Orientada por essa diretriz, Eunice ingressou na Universidade para cursar Ciências Econômicas e, no meio do caminho, a vida a surpreendeu com a morte do pai, vítima da violência urbana (assassinato). Nesse momento, segundo ela, mesmo tendo perdido o incentivador e provedor dos seus estudos, teve que conciliar as dificuldades materiais e o vazio emocional dela e da família e persistir nos estudos. Se formou, concluiu um mestrado, trabalhou viajando quilômetros para garantir o sustento da família até ser aprovada no concurso da UEPB, onde atua como docente há 15 anos. Atualmente é doutoranda em Estudos Urbanos e Regional pela UFRN.

“A minha trajetória até aqui adiou a maternidade, mas fui mãe aos quarenta anos, e, consequentemente, o doutoramento. Hoje, como profissional, mãe, dona de casa e estudante de pós-graduação, posso dizer que senti, e ainda sinto, em cada conquista alcançada, o peso de um esforço dobrado e cobrado, reflexo de uma jornada de trabalho imposta pela nossa sociedade às mulheres. Vejo, a partir de mim, que o maior desafio para a mulher moderna é abdicar da ‘perfeição’ e dos rótulos que lhe foram impostos culturalmente e continuar lutando para conquistar, de forma ampla, espaço e respeito como mulher, mãe e profissional”, declara Eunice.

Quando a mulher negra se movimenta, toda a sociedade se movimenta com ela – Angela Davis

Atendida pelo sistema de cotas da UEPB, a estudante do 2º período de Farmácia, Joyce Santos, lembra que a mulher negra ainda precisa superar muitas dificuldades para transformar uma conjuntura que não as inclui e a educação pode contribuir na busca por uma realidade mais justa e cidadã para essa parcela da sociedade.

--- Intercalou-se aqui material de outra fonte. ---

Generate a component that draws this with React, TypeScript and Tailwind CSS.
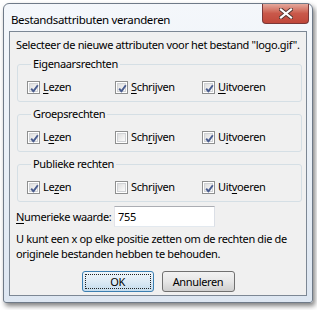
import React from "react";

const font = { fontFamily: '"Noto Sans", "Open Sans", sans-serif' };

const Check = ({ checked }: { checked: boolean }) => (
  <span className="w-[13px] h-[13px] border border-[#8e8f8f] bg-white p-px flex-shrink-0">
    <span className="relative block w-full h-full border border-[#d0d2d5] bg-gradient-to-br from-[#dedede] to-[#fbfbfb]">
      {checked && (
        <svg viewBox="0 0 9 9" className="absolute inset-0 w-[9px] h-[9px]">
          <path d="M1.2 4.6 L3.4 7.4 L7.8 1.2" fill="none" stroke="#4a5d8f" strokeWidth="1.9" strokeLinejoin="round" />
        </svg>
      )}
    </span>
  </span>
);

// label with access key underline at index u
const Accel = ({ text, u }: { text: string; u: number }) => (
  <span className="whitespace-nowrap">
    {text.slice(0, u)}
    <span className="underline underline-offset-2">{text[u]}</span>
    {text.slice(u + 1)}
  </span>
);

const Box = ({ text, u, checked }: { text: string; u: number; checked: boolean }) => (
  <div className="flex items-center gap-[3px] h-4">
    <Check checked={checked} />
    <Accel text={text} u={u} />
  </div>
);

const groups = [
  { title: "Eigenaarsrechten", items: [["Lezen", 0, true], ["Schrijven", 0, true], ["Uitvoeren", 0, true]] },
  { title: "Groepsrechten", items: [["Lezen", 1, true], ["Schrijven", 3, false], ["Uitvoeren", 1, true]] },
  { title: "Publieke rechten", items: [["Lezen", 2, true], ["Schrijven", 5, false], ["Uitvoeren", 3, true]] },
] as const;

export default function App() {
  return (
    <div className="w-[317px] h-[310px] bg-white pt-[3px] pl-[3px] text-[11px] tracking-[-0.35px] leading-4 text-black" style={font}>
      <div className="w-[310px] h-[300px] rounded-t-[6px] rounded-b-[3px] border border-[#6f7a88] bg-gradient-to-b from-[#f4f7fb] via-[#eaf0f7] to-[#dde6f1] shadow-[2px_3px_5px_rgba(0,0,0,0.5)] flex flex-col">
        {/* title bar */}
        <div className="h-[27px] flex items-start justify-between">
          <div className="pl-[7px] pt-[8px] text-[11.5px]">Bestandsattributen veranderen</div>
          <button className="mr-[3px] w-[47px] h-[20px] rounded-b-[4px] border border-t-0 border-[#7a3838] bg-gradient-to-b from-[#e4a89c] via-[#c9584a] to-[#c0473a] flex items-center justify-center">
            <svg viewBox="0 0 14 11" className="w-[14px] h-[11px]">
              <path d="M2 1.5 L12 9.5 M12 1.5 L2 9.5" stroke="#50342f" strokeWidth="4" strokeLinecap="square" />
              <path d="M2 1.5 L12 9.5 M12 1.5 L2 9.5" stroke="#ffffff" strokeWidth="2.2" strokeLinecap="square" />
            </svg>
          </button>
        </div>
        {/* client */}
        <div className="mx-[5px] h-[265px] border border-[#7c8794] bg-[#f0f0f0] px-[6px] pt-[5px]">
          <div className="whitespace-nowrap h-4">Selecteer de nieuwe attributen voor het bestand "logo.gif".</div>
          {groups.map((g, i) => (
            <fieldset key={g.title} className={`ml-px w-[285px] h-[46px] border border-[#d5dfe5] rounded-[3px] pl-[9px] ${i === 0 ? "mt-[3px]" : "mt-[4px]"}`}>
              <legend className="ml-[4px] px-[2px] h-4">{g.title}</legend>
              <div className="flex mt-[7px] h-4">
                <div className="w-[88px]"><Box text={g.items[0][0]} u={g.items[0][1]} checked={g.items[0][2]} /></div>
                <div className="w-[87px]"><Box text={g.items[1][0]} u={g.items[1][1]} checked={g.items[1][2]} /></div>
                <div><Box text={g.items[2][0]} u={g.items[2][1]} checked={g.items[2][2]} /></div>
              </div>
            </fieldset>
          ))}
          <div className="flex items-center mt-[4px] h-[21px]">
            <div className="w-[98px]"><Accel text="Numerieke waarde:" u={0} /></div>
            <div className="w-[101px] h-[21px] border border-[#abadb3] border-l-[#e2e3ea] border-r-[#dbdfe6] border-b-[#e3e9ef] bg-white pl-[3px] flex items-center">755</div>
          </div>
          <div className="mt-[4px] leading-[15px] whitespace-nowrap">
            U kunt een x op elke positie zetten om de rechten die de
            <br />
            originele bestanden hebben te behouden.
          </div>
          <div className="flex justify-center gap-[8px] mt-[10px]">
            <button className="w-[72px] h-[21px] rounded-[3px] border border-[#3c7fb1] bg-gradient-to-b from-[#eef6fc] via-[#dceaf5] to-[#c4dced] p-[2px]">
              <span className="block w-full h-full border border-dotted border-[#222] leading-[14px]">OK</span>
            </button>
            <button className="w-[73px] h-[21px] rounded-[3px] border border-[#707070] bg-gradient-to-b from-[#f2f2f2] via-[#e6e6e6] to-[#cfcfcf]">
              Annuleren
            </button>
          </div>
        </div>
      </div>
    </div>
  );
}
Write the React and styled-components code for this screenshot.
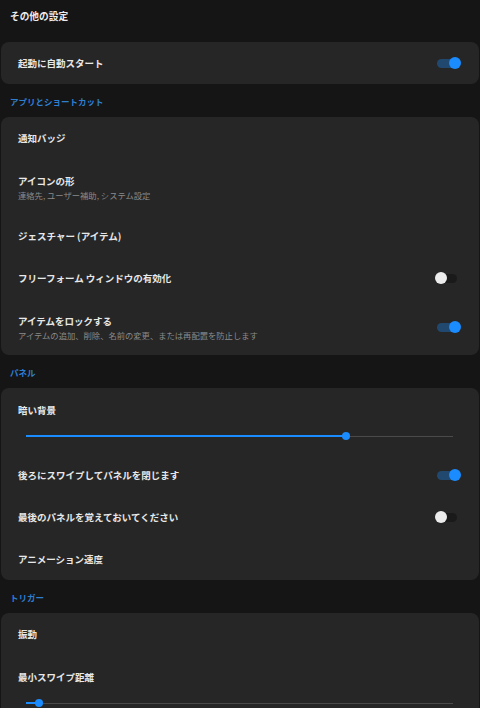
import React from "react";
import styled, { createGlobalStyle } from "styled-components";

const Global = createGlobalStyle`
  html, body { margin: 0; padding: 0; background: #151515; }
  body { font-family: "Noto Sans CJK JP", "Noto Sans", sans-serif; }
  * { box-sizing: border-box; }
`;

const Page = styled.div`
  width: 480px;
  min-height: 708px;
  background: #151515;
  overflow: hidden;
`;

const Title = styled.div`
  height: 42px;
  padding: 10px 10px 0;
  font-size: 9.7px;
  line-height: 12px;
  font-weight: 700;
  color: #ececec;
`;

const SectionHeader = styled.div`
  height: 33px;
  padding-left: 10px;
  display: flex;
  align-items: center;
  font-size: 8.5px;
  font-weight: 700;
  color: #2f7fd1;
`;

const Card = styled.div`
  background: #262626;
  border-radius: 8px;
  margin: 0 1px;
`;

const Row = styled.div`
  height: ${(p) => p.$h || 42}px;
  padding: 0 17px;
  display: flex;
  align-items: center;
  justify-content: space-between;
`;

const TextBlock = styled.div`
  display: flex;
  flex-direction: column;
  gap: 3px;
`;

const Label = styled.div`
  font-size: 9.5px;
  line-height: 12px;
  font-weight: 700;
  color: #e8e8e8;
`;

const Sub = styled.div`
  font-size: 8.3px;
  line-height: 10px;
  color: #8a8a8a;
`;

const SliderRow = styled.div`
  height: 66px;
  padding: 16px 17px 0;
  display: flex;
  flex-direction: column;
`;

const SliderWrap = styled.div`
  position: relative;
  height: 8px;
  margin: 16px 9px 0 8px;
`;

const TrackBase = styled.div`
  position: absolute;
  left: 0;
  right: 0;
  top: 3.5px;
  height: 1px;
  background: #4a4a4a;
`;

const TrackFill = styled.div`
  position: absolute;
  left: 0;
  top: 3px;
  height: 2px;
  background: #1a8cff;
`;

const Thumb = styled.div`
  position: absolute;
  top: 0;
  width: 8px;
  height: 8px;
  margin-left: -4px;
  border-radius: 50%;
  background: #1a8cff;
`;

const ToggleBox = styled.div`
  position: relative;
  width: 26px;
  height: 12px;
  flex-shrink: 0;
  margin-right: 1px;
`;

const ToggleTrack = styled.div`
  position: absolute;
  left: 2px;
  right: 4px;
  top: 1.5px;
  height: 9px;
  border-radius: 5px;
  background: ${(p) => (p.$on ? "#21496f" : "#1a1a1a")};
`;

const ToggleThumb = styled.div`
  position: absolute;
  top: 0;
  left: ${(p) => (p.$on ? "13.5px" : "0px")};
  width: 12px;
  height: 12px;
  border-radius: 50%;
  background: ${(p) => (p.$on ? "#1a8cff" : "#ececec")};
`;

function Toggle({ on }) {
  return (
    <ToggleBox>
      <ToggleTrack $on={on} />
      <ToggleThumb $on={on} />
    </ToggleBox>
  );
}

function Slider({ value }) {
  const pct = `${value * 100}%`;
  return (
    <SliderWrap>
      <TrackBase />
      <TrackFill style={{ width: pct }} />
      <Thumb style={{ left: pct }} />
    </SliderWrap>
  );
}

function Item({ label, sub, toggle }) {
  return (
    <Row $h={sub ? 56 : 42}>
      <TextBlock>
        <Label>{label}</Label>
        {sub && <Sub>{sub}</Sub>}
      </TextBlock>
      {toggle !== undefined && <Toggle on={toggle} />}
    </Row>
  );
}

function SliderItem({ label, value }) {
  return (
    <SliderRow>
      <Label>{label}</Label>
      <Slider value={value} />
    </SliderRow>
  );
}

export default function App() {
  return (
    <Page>
      <Global />
      <Title>その他の設定</Title>
      <Card>
        <Item label="起動に自動スタート" toggle={true} />
      </Card>
      <SectionHeader>アプリとショートカット</SectionHeader>
      <Card>
        <Item label="通知バッジ" />
        <Item label="アイコンの形" sub="連絡先, ユーザー補助, システム設定" />
        <Item label="ジェスチャー (アイテム)" />
        <Item label="フリーフォーム ウィンドウの有効化" toggle={false} />
        <Item
          label="アイテムをロックする"
          sub="アイテムの追加、削除、名前の変更、または再配置を防止します"
          toggle={true}
        />
      </Card>
      <SectionHeader>パネル</SectionHeader>
      <Card>
        <SliderItem label="暗い背景" value={0.75} />
        <Item label="後ろにスワイプしてパネルを閉じます" toggle={true} />
        <Item label="最後のパネルを覚えておいてください" toggle={false} />
        <Item label="アニメーション速度" />
      </Card>
      <SectionHeader>トリガー</SectionHeader>
      <Card>
        <Item label="振動" />
        <SliderItem label="最小スワイプ距離" value={0.03} />
        <Item label="" />
      </Card>
    </Page>
  );
}
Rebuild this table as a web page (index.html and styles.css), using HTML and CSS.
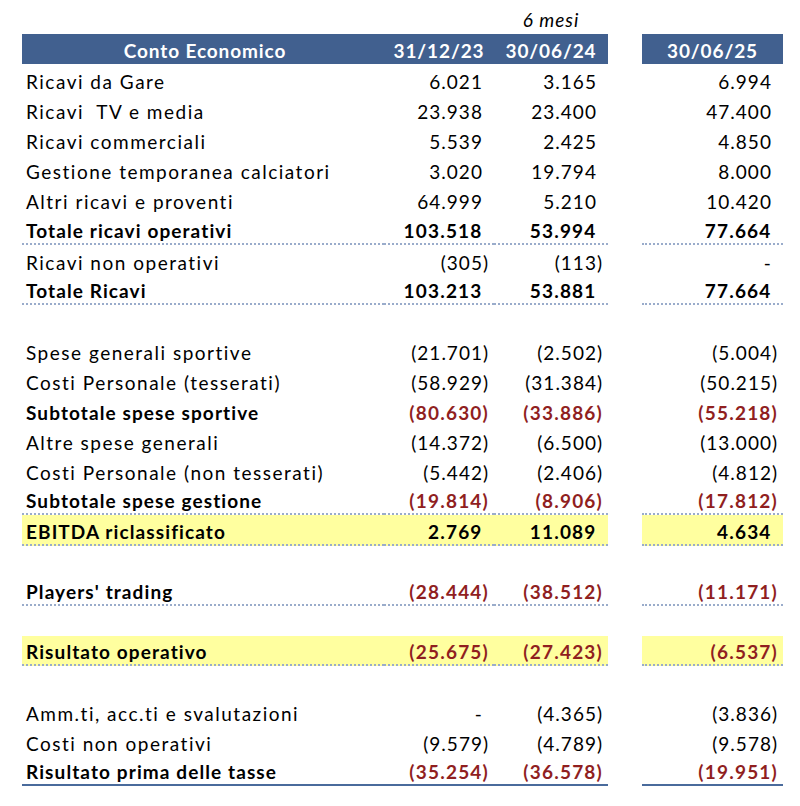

“Cada dia conquistamos mais espaço na sociedade. Felizmente, é possível observar uma maior presença feminina no ensino superior e educação, que é a porta de entrada para que as mulheres conquistem mais espaço na sociedade. Acredito que é um grande suporte para conquistar a independência e a liberdade financeira, em especial para nós mulheres negras que somos as que mais passam por dificuldades e preconceitos. Reiteradamente ainda somos vistas como pessoas para servir. Algumas coisas já mudaram, mas a mulher negra ainda tem que batalhar todo dia para mudar essa realidade”, declara Joyce.

Dia das Mulheres
O dia 8 de março é celebrado em alusão à morte de operárias numa fábrica têxtil dos Estados Unidos no início do século XX. Com o tempo, essa data virou um marco diante de uma realidade predominantemente marcada por questões como a misoginia, a cultura do estupro e a objetificação que atingem as mulheres. Nesse contexto, os movimentos feministas se desenvolveram na busca por um cenário mais justo e equânime para as mulheres. Embora carregado de estigmas, o feminismo evidencia a luta por igualdade e respeito, conforme retrata a ativista premiada pelo Nobel da Paz Malala Yousafzai ao afirmar que “não há nada de errado em se considerar feminista. Então, eu sou feminista e todas nós deveríamos ser feministas, porque feminismo é uma palavra para igualdade”.